Obvio, no basta que Cristo en la Cruz haya asumido el sufrimiento, pues esto sería nada si no hubiera resucitado. Por eso, como decía San Juan Pablo II: “los testigos de la Cruz y la Resurrección estaban convencidos de que por muchas que sean las tribulaciones nos es preciso entrar en el Reino de Dios” (Salvici doloris, 21).
Ser cristianos no es estar libres del sufrimiento, pues, después del pecado, esto es parte de nuestra condición. Pero, ojalá trabajemos para que los sufrimientos de la humanidad sean menos. San Pablo escribe a los corintios para hacerles ver las renuncias que él hace, con tal que ellos entiendan la vida, a partir del Evangelio. Porque entender la vida desde el Evangelio, eso ya nos alivia de tantos sufrimientos innecesarios y nos da los medios para ayudarnos a otros.
Por otra parte, al asumir, Jesús, el dolor de todos, nos hace ver que no estamos solos, Él nos sostiene y permite, incluso, que con nuestro dolor colaboremos a la redención de la humanidad.

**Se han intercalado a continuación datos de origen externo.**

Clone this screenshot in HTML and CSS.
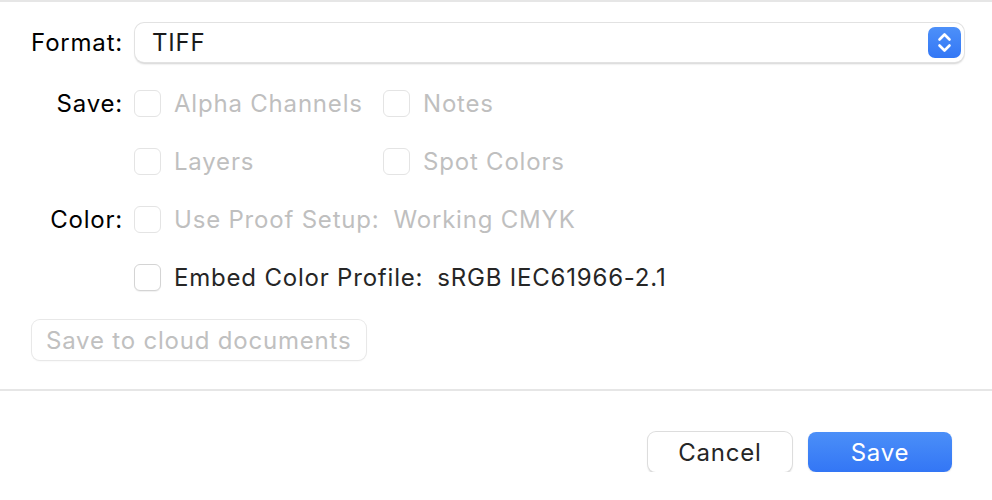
FILE: index.html
```html
<!DOCTYPE html>
<html>
<head>
<meta charset="utf-8">
<link rel="stylesheet" href="styles.css">
</head>
<body>
<div class="top-line"></div>
<div class="form">
  <div class="row format-row">
    <div class="label">Format:</div>
    <div class="popup">
      <span class="popup-text">TIFF</span>
      <span class="stepper">
        <svg width="33" height="31" viewBox="0 0 33 31">
          <path d="M11.5 12.5 L16.5 7.5 L21.5 12.5" fill="none" stroke="#fff" stroke-width="2.6" stroke-linecap="round" stroke-linejoin="round"/>
          <path d="M11.5 18.5 L16.5 23.5 L21.5 18.5" fill="none" stroke="#fff" stroke-width="2.6" stroke-linecap="round" stroke-linejoin="round"/>
        </svg>
      </span>
    </div>
  </div>
  <div class="opts">
    <div class="label">Save:</div>
    <div class="grid2">
      <div class="check disabled"><span class="box"></span><span>Alpha Channels</span></div>
      <div class="check disabled"><span class="box"></span><span>Notes</span></div>
    </div>
    <div class="label"></div>
    <div class="grid2">
      <div class="check disabled"><span class="box"></span><span>Layers</span></div>
      <div class="check disabled"><span class="box"></span><span>Spot Colors</span></div>
    </div>
    <div class="label">Color:</div>
    <div class="check disabled"><span class="box"></span><span>Use Proof Setup:</span><span class="value">Working CMYK</span></div>
    <div class="label"></div>
    <div class="check"><span class="box"></span><span>Embed Color Profile:</span><span class="value">sRGB IEC61966-2.1</span></div>
  </div>
  <div class="cloud-wrap">
    <button class="cloud">Save to cloud documents</button>
  </div>
</div>
<div class="divider"></div>
<div class="footer">
  <button class="btn cancel">Cancel</button>
  <button class="btn primary">Save</button>
</div>
</body>
</html>
```

FILE: styles.css
```css
html, body {
  margin: 0;
  padding: 0;
  background: #ffffff;
  font-family: "Inter", "Liberation Sans", sans-serif;
  font-size: 24px;
  letter-spacing: 0.8px;
  color: #000000;
}

.top-line {
  height: 2px;
  background: #e6e6e6;
}

.form {
  padding-top: 20px;
}

.row {
  display: flex;
  align-items: center;
}

.label {
  width: 123px;
  text-align: right;
  color: #000;
  flex: none;
}

.format-row {
  height: 40px;
  gap: 12px;
  padding-right: 28px;
}

.popup {
  flex: 1;
  height: 39px;
  box-sizing: border-box;
  border-radius: 9px;
  background: #fff;
  box-shadow: 0 0 0 1px #e2e2e2, 0 1.5px 2px rgba(0,0,0,0.18);
  display: flex;
  align-items: center;
  justify-content: space-between;
  padding: 0 3px 0 17px;
  color: #1a1a1a;
}

.stepper {
  width: 33px;
  height: 31px;
  border-radius: 7px;
  background: linear-gradient(#4d90f9, #3377f5);
  display: flex;
}

.opts {
  margin-top: 12px;
  display: grid;
  grid-template-columns: 123px 1fr;
  grid-auto-rows: 58px;
  column-gap: 11px;
  align-items: center;
}

.grid2 {
  display: grid;
  grid-template-columns: 249px auto;
}

.check {
  display: flex;
  align-items: center;
  color: #262626;
}

.check.disabled {
  color: #bfbfbf;
}

.box {
  width: 27px;
  height: 27px;
  box-sizing: border-box;
  border-radius: 6px;
  background: #fff;
  border: 1px solid #d4d4d4;
  box-shadow: 0 1px 1px rgba(0,0,0,0.06);
  margin-right: 13px;
  flex: none;
}

.check.disabled .box {
  border-color: #e4e4e4;
  box-shadow: none;
}

.value {
  margin-left: 14px;
}

.cloud-wrap {
  margin-top: 14px;
  padding-left: 32px;
}

.cloud {
  font-family: inherit;
  font-size: 24px;
  letter-spacing: 0.8px;
  color: #c0c0c0;
  background: #fff;
  border: none;
  height: 40px;
  width: 334px;
  border-radius: 8px;
  box-shadow: 0 0 0 1px #e8e8e8, 0 1px 2px rgba(0,0,0,0.08);
  padding: 0 14px;
  text-align: left;
  margin: 0;
}

.divider {
  margin-top: 29px;
  height: 2px;
  background: #e6e6e6;
}

.footer {
  margin-top: 41px;
  display: flex;
  justify-content: flex-end;
  gap: 16px;
  padding-right: 40px;
}

.btn {
  font-family: inherit;
  font-size: 24px;
  letter-spacing: 0.8px;
  width: 144px;
  height: 40px;
  border: none;
  border-radius: 8px;
  margin: 0;
  padding: 0;
}

.cancel {
  background: #fff;
  color: #262626;
  box-shadow: 0 0 0 1px #dddddd, 0 1.5px 2px rgba(0,0,0,0.2);
}

.primary {
  background: linear-gradient(#4b8ff8, #3376f5);
  color: #fff;
  box-shadow: 0 1px 1.5px rgba(0,0,0,0.15);
}
```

Y, lo más importante, con el misterio de su muerte en la Cruz y su resurrección nos muestra que el destino definitivo del dolor no es la muerte eterna, pues Él lo ha vencido todo.
La fe no puede minimizar el dolor humano, pero sí lo reorienta: nos llama a colaborar para que algunos sufran menos, lo une al amor divino y nos muestra cómo el sufrimiento nos permite también trascender, al grado de que no nos impide la victoria final.